5. If the p-value obtained from the two-sample t-test is less than the significance level (commonly 0.05), we reject the null hypothesis, indicating a significant difference between the two means.

Review Questions

• How does the two-sample t-test help in understanding differences between two independent groups?
  • The two-sample t-test provides a way to statistically assess whether the means of two independent groups differ significantly. By calculating the t-statistic based on the means, standard deviations, and sample sizes, researchers can determine if any observed difference is likely due to random chance or represents a true difference in populations. This helps to make informed decisions based on data from experiments or surveys involving distinct groups.

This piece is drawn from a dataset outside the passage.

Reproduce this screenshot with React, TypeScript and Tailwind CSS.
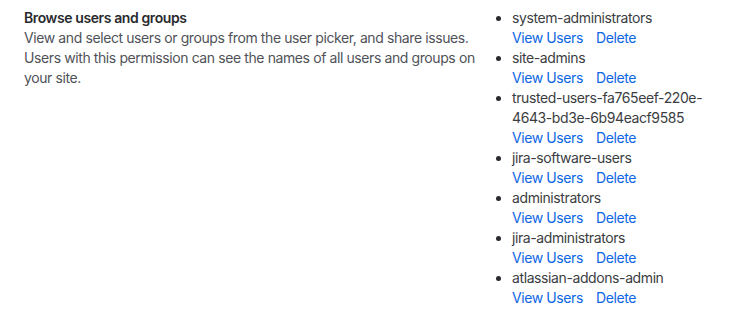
const groups = [
  "system-administrators",
  "site-admins",
  "trusted-users-fa765eef-220e-4643-bd3e-6b94eacf9585",
  "jira-software-users",
  "administrators",
  "jira-administrators",
  "atlassian-addons-admin",
];

export default function App() {
  return (
    <div
      className="flex w-[745px] bg-white pt-2 pl-6 text-[14px] leading-5 tracking-[-0.4px] text-[#292A2E]"
      style={{ fontFamily: "Inter, 'Noto Sans', sans-serif" }}
    >
      <div className="w-[460px] shrink-0">
        <h3 className="font-semibold text-[#292A2E]">Browse users and groups</h3>
        <p className="text-[#505258]">
          View and select users or groups from the user picker, and share issues. Users with
          this permission can see the names of all users and groups on your site.
        </p>
      </div>
      <ul className="w-[248px] list-disc pl-7 text-[#3B3D42] marker:text-[#292A2E]">
        {groups.map((g) => (
          <li key={g} className="break-words">
            <div>{g}</div>
            <div className="flex gap-[13px] text-[#0C66E4]">
              <a href="#">View Users</a>
              <a href="#">Delete</a>
            </div>
          </li>
        ))}
      </ul>
    </div>
  );
}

• Discuss how the assumptions of normality and equal variances influence the results of a two-sample t-test.
  • The assumptions of normality and equal variances are crucial for ensuring the validity of a two-sample t-test's results. When these assumptions hold true, the test can provide reliable conclusions about mean differences. However, if data are not normally distributed or if variances differ significantly between groups, it may lead to inaccurate results. In such cases, researchers might consider using alternative tests like non-parametric methods or adjusting their analysis approach.

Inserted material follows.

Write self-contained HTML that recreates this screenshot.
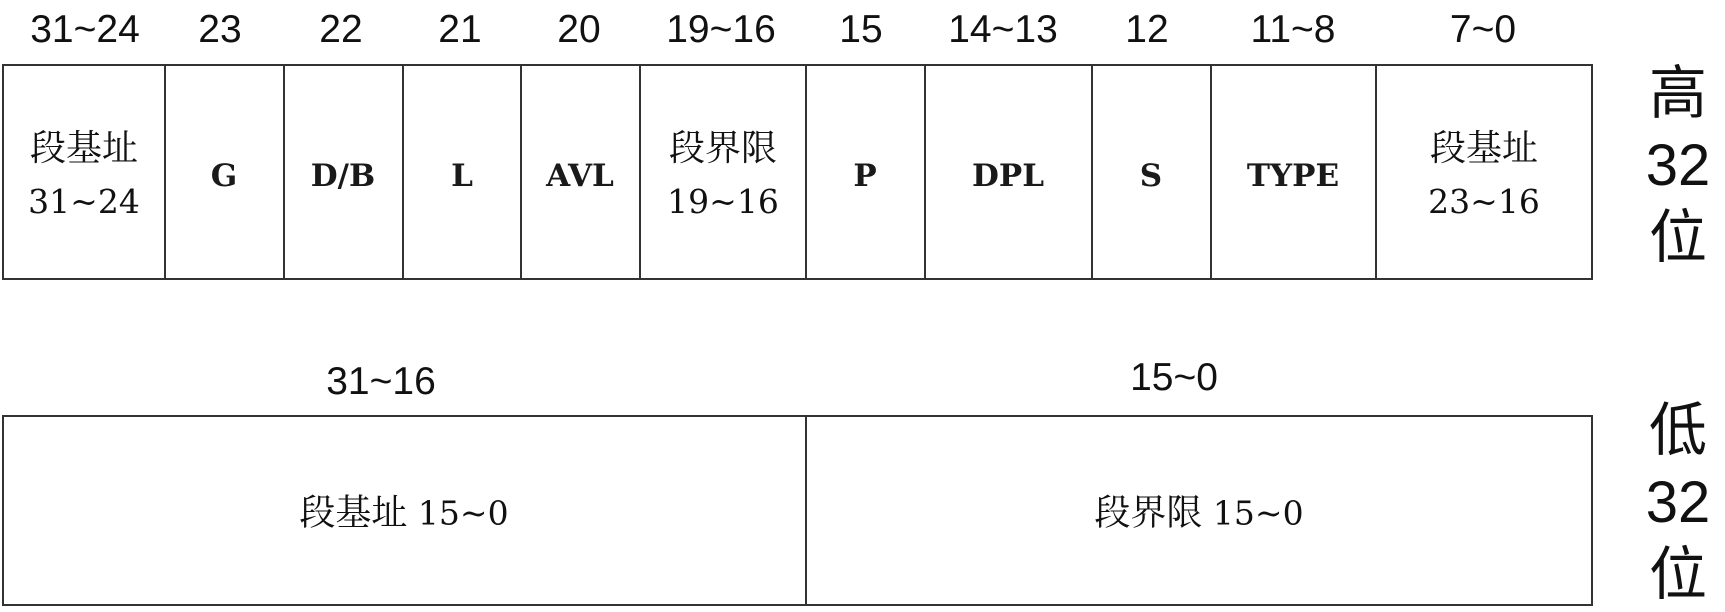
<!DOCTYPE html>
<html><head><meta charset="utf-8"><style>
body{margin:0;width:1725px;height:612px;background:#fff;position:relative;overflow:hidden}
.h{position:absolute;font-family:"Liberation Sans","Noto Sans CJK SC",sans-serif;font-size:39px;color:#111;transform:translate(-50%,-50%);white-space:nowrap}
.b{position:absolute;border:2px solid #333;box-sizing:border-box}
.v{position:absolute;width:2px;background:#333}
.c{position:absolute;font-family:"DejaVu Serif","Noto Serif CJK SC",serif;font-size:31px;font-weight:bold;color:#1a1a1a;transform:translate(-50%,-50%);white-space:nowrap;text-align:center;line-height:52px}
.c .z{font-family:"DejaVu Serif","Noto Serif CJK SC",serif;font-weight:normal;font-size:33px;color:#111}
.c .k{font-size:36px}
.r{position:absolute;font-family:"Liberation Sans","Noto Sans CJK SC",sans-serif;font-size:58px;color:#111;line-height:72px;left:1641px;width:74px;text-align:center}
</style></head><body>
<div class="h" style="left:85px;top:30px">31~24</div>
<div class="h" style="left:220px;top:30px">23</div>
<div class="h" style="left:341px;top:30px">22</div>
<div class="h" style="left:460px;top:30px">21</div>
<div class="h" style="left:579px;top:30px">20</div>
<div class="h" style="left:721px;top:30px">19~16</div>
<div class="h" style="left:861px;top:30px">15</div>
<div class="h" style="left:1003px;top:30px">14~13</div>
<div class="h" style="left:1147px;top:30px">12</div>
<div class="h" style="left:1293px;top:30px">11~8</div>
<div class="h" style="left:1483px;top:30px">7~0</div>

<div class="b" style="left:2px;top:64px;width:1591px;height:216px"></div>
<div class="v" style="left:164px;top:64px;height:216px"></div>
<div class="v" style="left:283px;top:64px;height:216px"></div>
<div class="v" style="left:402px;top:64px;height:216px"></div>
<div class="v" style="left:520px;top:64px;height:216px"></div>
<div class="v" style="left:639px;top:64px;height:216px"></div>
<div class="v" style="left:805px;top:64px;height:216px"></div>
<div class="v" style="left:924px;top:64px;height:216px"></div>
<div class="v" style="left:1091px;top:64px;height:216px"></div>
<div class="v" style="left:1210px;top:64px;height:216px"></div>
<div class="v" style="left:1375px;top:64px;height:216px"></div>

<div class="c" style="left:84px;top:176px"><span class="z k">段基址</span><br><span class="z">31~24</span></div>
<div class="c" style="left:224px;top:176px">G</div>
<div class="c" style="left:343px;top:176px">D/B</div>
<div class="c" style="left:462px;top:176px">L</div>
<div class="c" style="left:580px;top:176px">AVL</div>
<div class="c" style="left:723px;top:176px"><span class="z k">段界限</span><br><span class="z">19~16</span></div>
<div class="c" style="left:865px;top:176px">P</div>
<div class="c" style="left:1008px;top:176px">DPL</div>
<div class="c" style="left:1151px;top:176px">S</div>
<div class="c" style="left:1293px;top:176px">TYPE</div>
<div class="c" style="left:1484px;top:176px"><span class="z k">段基址</span><br><span class="z">23~16</span></div>

<div class="h" style="left:381px;top:382px">31~16</div>
<div class="h" style="left:1174px;top:378px">15~0</div>
<div class="b" style="left:2px;top:415px;width:1591px;height:191px"></div>
<div class="v" style="left:805px;top:415px;height:191px"></div>
<div class="c" style="left:404px;top:514px"><span class="z k">段基址</span><span class="z"> 15~0</span></div>
<div class="c" style="left:1199px;top:514px"><span class="z k">段界限</span><span class="z"> 15~0</span></div>

<div class="r" style="top:58px">高<br>32<br>位</div>
<div class="r" style="top:395px">低<br>32<br>位</div>
</body></html>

• Evaluate the implications of rejecting or failing to reject the null hypothesis in a two-sample t-test within real-world research contexts.
  • In real-world research, rejecting the null hypothesis in a two-sample t-test suggests that there is strong evidence to support that the means of the two groups differ significantly, which could have substantial implications for decision-making or policy formulation. On the other hand, failing to reject the null hypothesis indicates insufficient evidence to conclude a difference exists. This evaluation process is vital for interpreting results accurately and understanding their relevance within specific fields like healthcare, education, or marketing.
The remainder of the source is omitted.